At the same time, policy experts disagree about how best to expand rural broadband -- and what responsibility government has to subsidize it, unlike the government's project to bring electric to all people in rural America (REA).
Only 55 percent of rural U.S. residents have access to download speeds faster than 25 megabits per second, the government's standard for adequate service.
That compares with 94 percent in urban areas, according to a 2016 Congressional Research Service report.
Advocates say high-speed internet is an increasing necessity for everyday residential and business activity, and for economic growth.
In rural Calhoun, a few individuals have tried to operate small business, unable to survive without sacrifice.
For example, farm equipment now comes with the option of remotely troubleshooting a problem with a tractor or combine -- but only if you've got the bandwidth. Farmers who lack broadband must haul their equipment to a repair shop and potentially lose days of planting or harvesting.
They also can't get real-time data on soil or moisture conditions, which can lead to over-applying seeds and fertilizers, raising costs, creating environmental damage and making their farms less profitable and efficient.
"Without it, you're asking farmers and ranchers to operate a viable business without modern technology,'' said R.J. Karney, director of congressional relations for the American Farm Bureau Federation in Washington.
Annual initiatives suggested by political officials are slow moving, including making grants and loans to towns or rural cooperatives, extending tax credits to lure for-profit companies into under-served areas, and holding "reverse auctions" in which providers bid on public money that's offered to bring service to specified areas for the lowest cost.
They make good political fodder.
The $80 billion price-tag for reaching all residential and business locations that lack access to fiber or cable broadband can be slashed by being slightly less ambitious, according to a paper released in January by Paul de Sa, former chief of the Federal Communications Commission's Office of Strategic Planning and Policy Analysis.
Spending about $40 billion, for example, would extend broadband service to 98 percent of the places that lack it, while spending $10 billion would reach about 92 percent, the analysis showed.
Investment in broadband is probably more beneficial than funding other areas of infrastructure because the U.S. is "just beginning to realize the potential innovation and productivity gains" it offers, de Sa said in the paper.
Still the focus is on roads, bridges and public facilities.
"You're only getting left further and further behind as time goes on and internet-based stuff becomes even more important to every aspect of people's lives,'' de Sa said.
A skeptic is Ryan Bourne, an economist at the Cato Institute in Washington. "Clearly, broadband access is very important for the economy and very important for individuals," he said. "But we shouldn't entirely throw out economic considerations here."
Previous spending has drawn criticism. Some of the $7.2 billion spent on rural broadband in President Barack Obama's 2009 stimulus bill was wasted, said Rep. Collin Peterson of Minnesota, the top Democrat on the House Agriculture Committee.
Much of it was wasted.
Aid went to more prosperous areas that may be more profitable for providers but did little to expand access, he said.

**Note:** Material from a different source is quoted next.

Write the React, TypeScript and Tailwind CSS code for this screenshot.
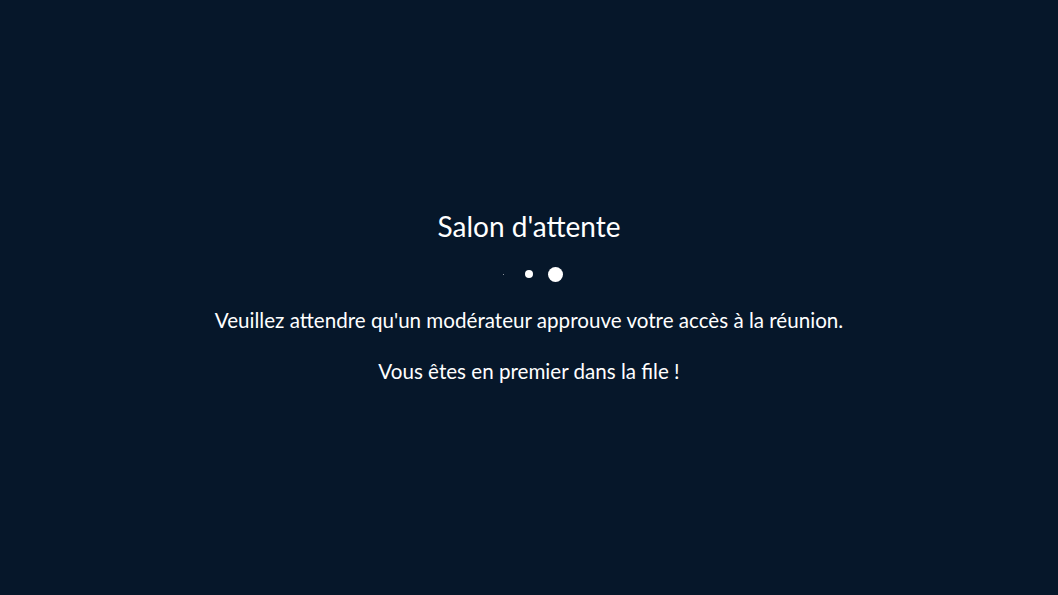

Shirley Bloomfield, chief executive of NTCA-The Rural Broadband Association, which represents independent telecommunications companies in rural areas and small towns, said the timing to expand rural broadband is good, with advocates pushing for it and exit polls showing that 62 percent of voters in small cities or rural areas voted for Trump in 2016.
My personal interest in broadband and as a Calhoun Commissioner of 18 years, seems to have been for naught.
So what now?
Will it still be broadband promises, broadband dreams?